Foto: Rodolfo Sassano

In Concert

Explosions In The Sky live a Milano, 06/02/2020

Quando vent’anni fa uscì il disco d’esordio degli Explosions In The Sky il post rock aveva già intrapreso la sua china calante, sorpassato da incombenti nuovi trend musicali e avviato a diventare l’ennesima nicchia per appassionati. Da quel che mi pare di ricordare, non riuscirono a smuovere granché le acque neppure i texani, raccogliendo critiche senz’altro buone, ma venendo già visti come ennesimi esponenti di un genere avviato inesorabilmente alla maniera. In tutti questi anni, però, la band non ha mai mollato, costruendo un corpus discografico solido e diversificato (hanno anche alcune colonne sonore all’attivo), magari senza mettere mai a segno un vero capolavoro, ma pure senza mai mostrare segno alcuno di cedimento artistico, finendo così per crearsi un pubblico capace di travalicare lo stretto ambito degli appassionati di genere ed essere in grado oggi di riempire ampi club come il Fabrique di Milano.

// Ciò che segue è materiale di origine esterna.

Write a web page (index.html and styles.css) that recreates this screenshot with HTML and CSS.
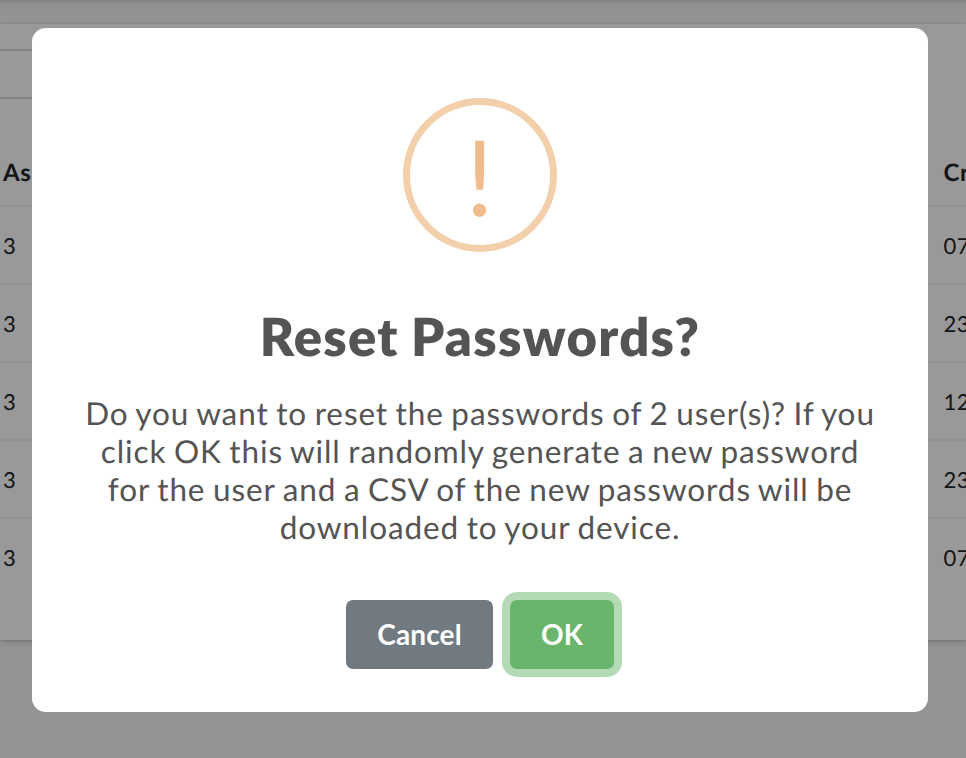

Senza avere la varietà e la potenza immaginifica dei Mogwai, né la struggente epica avanguardista dei Godspeed You! Black Emperor (per citare due amatissime band d’area post), gli Explosions In The Sky si sono comunque saputi costruire una loro unicità all’interno dei topos del genere, mai stravolti o approcciati in maniera inaspettata, ma assimilati in un suono tutto sommato riconoscibile come loro. Poco propensi all’introspezione malinconica, coi loro intrecci di chitarre hanno più che altro allestito una via texana al post rock, tratteggiando melodie e partiture capaci di evocare gli spazi aperti e gli immensi cieli dello stato della stella solitaria. La cristallina bellezza dei loro intarsi chitarristici e del loro suono brillante, dovuto anche a una strumentazione prevalentemente Fender, caratterizzati inoltre da un portato melodico che non poco avrà concorso a renderli nel tempo beniamini del pubblico più vario, sono espressione di uno sguardo impressionista e fortemente visivo alla materia, come se attraverso la loro musica volessero tracciare un ponte tra la maestosità del paesaggio e l’interiorità dei sentimenti.

Lo dimostrano anche i titoli di alcune loro canzoni, vedi Have You Passed Through This Night?, Colors In Space, The Birth And Death Of The Day o Magic Hours, giusto per citare solo alcuni dei pezzi tra quelli suonati durante questa serata. I pieni e i vuoti, le tonitruanti esplosioni elettriche, le pennellate melodiche visionarie sono tutte al loro posto e fanno parte di un canovaccio ripetuto con non moltissime variazioni. Ma è proprio in questo alveo rassicurante che gli Explosions In The Sky riescono a dire la loro, giostrando al meglio una scrittura che, c’è da dirlo, rimane sempre piuttosto evocativa.

Detto questo, un loro concerto non può non emozionare, un po’ perché le loro mini sinfonie sanno sempre come toccare le corde dell’anima, un po’ perché strumentisti non solo dotati di tecnica, ma anche di grandissima simpatia e carica umana. Come quando all’inizio dello show il chitarrista Munaf Rayani, con un discreto italiano e una voce e un’intonazione clamorosamente simili a quelli di Papa Bergoglio (!!), ha introdotto il concerto ringraziando per questi venti anni passati assieme parlando d’amore e traducendo per noi persino il nome della band, esplosioni nel cielo. Insomma, come non volergli bene a questi qui? Un’ora e mezza secca, nessun bis, un repertorio attinto da un po’ tutti i loro dischi, come ci si aspetterebbe da una celebrazione doverosa e ampiamente meritata.